= Data block =
=====

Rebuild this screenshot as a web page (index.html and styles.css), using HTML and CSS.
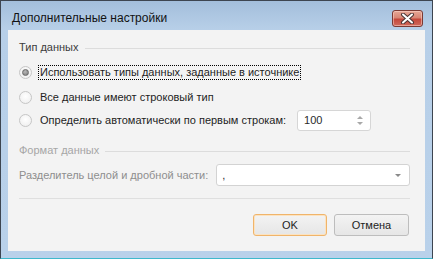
FILE: index.html
```html
<!DOCTYPE html>
<html lang="ru">
<head>
    <meta charset="UTF-8">
    <title>Дополнительные настройки</title>
    <link rel="stylesheet" href="styles.css">
</head>
<body>
    <div class="window">
        <div class="titlebar">
            <span class="title">Дополнительные настройки</span>
            <button class="close" aria-label="Закрыть">
                <svg width="15" height="11" viewBox="0 0 15 11">
                    <path d="M3 1.5 L12 9.5 M12 1.5 L3 9.5" stroke="#4a3434" stroke-width="4" stroke-linecap="round"/>
                    <path d="M3 1.5 L12 9.5 M12 1.5 L3 9.5" stroke="#fff" stroke-width="2" stroke-linecap="round"/>
                </svg>
            </button>
        </div>

        <div class="frame">
            <div class="client">
                <div class="group-title">
                    <span>Тип данных</span>
                </div>

                <label class="radio-row first">
                    <span class="radio checked"></span>
                    <span class="label focus">Использовать типы данных, заданные в источнике</span>
                </label>
                <label class="radio-row">
                    <span class="radio"></span>
                    <span class="label">Все данные имеют строковый тип</span>
                </label>
                <label class="radio-row last">
                    <span class="radio"></span>
                    <span class="label">Определить автоматически по первым строкам:</span>
                    <span class="spin">
                        <span class="spin-value">100</span>
                        <span class="spin-arrows">
                            <span class="up"></span>
                            <span class="down"></span>
                        </span>
                    </span>
                </label>

                <div class="group-title disabled">
                    <span>Формат данных</span>
                </div>

                <div class="field-row">
                    <span class="field-label">Разделитель целой и дробной части:</span>
                    <span class="combo">
                        <span class="combo-value">,</span>
                        <span class="combo-arrow"></span>
                    </span>
                </div>

                <div class="separator"></div>

                <div class="buttons">
                    <button class="btn default">OK</button>
                    <button class="btn">Отмена</button>
                </div>
            </div>
        </div>
    </div>
</body>
</html>
```

FILE: styles.css
```css
body {
    margin: 0;
    font-family: 'Liberation Sans', Arial, sans-serif;
    font-size: 11px;
    color: #1e1e1e;
}

.window {
    width: 433px;
    height: 259px;
    box-sizing: border-box;
    border: 1px solid #3d4550;
    border-bottom-color: #3fb9cc;
    background: linear-gradient(#a3bedb, #b7cfe8 28px, #b9d1ea);
    display: flex;
    flex-direction: column;
}

.titlebar {
    height: 29px;
    box-sizing: border-box;
    padding: 9px 9px 0 11px;
    display: flex;
    justify-content: space-between;
    align-items: flex-start;
}

.title {
    line-height: 17px;
    font-size: 12px;
    color: #121212;
}

.close {
    width: 31px;
    height: 17px;
    margin: 0;
    padding: 0;
    border: 1px solid #7a3a34;
    border-radius: 3px;
    background: linear-gradient(#e6a796, #d88675 45%, #c4483b 55%, #d06a5c);
    display: flex;
    justify-content: center;
    align-items: center;
    box-shadow: inset 0 0 0 1px rgba(255, 220, 210, 0.5);
}

.frame {
    flex: 1;
    padding: 0 7px 7px 7px;
    display: flex;
}

.client {
    flex: 1;
    background: #f3f3f3;
    padding: 10px 15px 0 11px;
}

.group-title {
    display: flex;
    align-items: center;
    height: 14px;
    color: #3c3c3c;
}

.group-title::after {
    content: "";
    flex: 1;
    height: 1px;
    background: #dcdcdc;
    margin-left: 6px;
    margin-top: 2px;
}

.group-title.disabled {
    color: #a6a6a6;
    margin-top: 12px;
}

.radio-row {
    display: flex;
    align-items: center;
    height: 24px;
    white-space: nowrap;
}

.radio-row.first {
    margin-top: 6px;
    height: 25px;
}

.radio-row.last {
    height: 22px;
}

.radio {
    width: 11px;
    height: 11px;
    border-radius: 50%;
    border: 1px solid #c6c6c6;
    background: radial-gradient(circle at 50% 40%, #ffffff, #ececec);
    margin-right: 6px;
    display: flex;
    justify-content: center;
    align-items: center;
}

.radio.checked::before {
    content: "";
    width: 5px;
    height: 5px;
    border-radius: 50%;
    border: 1px solid #6a6a6a;
    background: radial-gradient(circle at 40% 35%, #b8b8b8, #7a7a7a);
}

.label {
    line-height: 13px;
    padding: 0 1px;
    border: 1px dotted transparent;
}

.label.focus {
    border-color: #000;
}

.spin {
    margin-left: 9px;
    width: 74px;
    height: 21px;
    box-sizing: border-box;
    border: 1px solid #d6d6d6;
    border-radius: 3px;
    background: #fff;
    display: flex;
    align-items: center;
    justify-content: space-between;
    padding: 0 7px 0 6px;
}

.spin-value {
    color: #2a2a2a;
}

.spin-arrows {
    display: flex;
    flex-direction: column;
    gap: 3px;
}

.spin-arrows .up {
    border: 3px solid transparent;
    border-top: 0;
    border-bottom: 3px solid #a8a8a8;
}

.spin-arrows .down {
    border: 3px solid transparent;
    border-bottom: 0;
    border-top: 3px solid #a8a8a8;
}

.field-row {
    display: flex;
    align-items: center;
    margin-top: 7px;
    height: 22px;
    white-space: nowrap;
}

.field-label {
    color: #8e8e8e;
    margin-right: 8px;
}

.combo {
    flex: 1;
    height: 22px;
    box-sizing: border-box;
    border: 1px solid #d3d3d3;
    border-radius: 3px;
    background: #fff;
    display: flex;
    align-items: center;
    justify-content: space-between;
    padding: 0 8px 0 5px;
}

.combo-value {
    color: #2a2a2a;
}

.combo-arrow {
    border: 3px solid transparent;
    border-bottom: 0;
    border-top: 3px solid #8a8a8a;
}

.separator {
    height: 1px;
    background: #dfdfdf;
    margin-top: 12px;
}

.buttons {
    display: flex;
    justify-content: flex-end;
    gap: 7px;
    margin-top: 15px;
    padding-right: 1px;
}

.btn {
    width: 75px;
    height: 22px;
    margin: 0;
    padding: 0;
    font-family: inherit;
    font-size: 11px;
    color: #1e1e1e;
    border: 1px solid #bdbdbd;
    border-radius: 3px;
    background: linear-gradient(#f3f3f3, #e6e6e6);
}

.btn.default {
    width: 74px;
    border-color: #f0b46a;
    box-shadow: inset 0 0 0 1px #fbe3c2;
}
```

=====

= Objective =
Each line of the material above either contains the word "styles" or does not; state how many do, and nothing else.

= Complete response =
3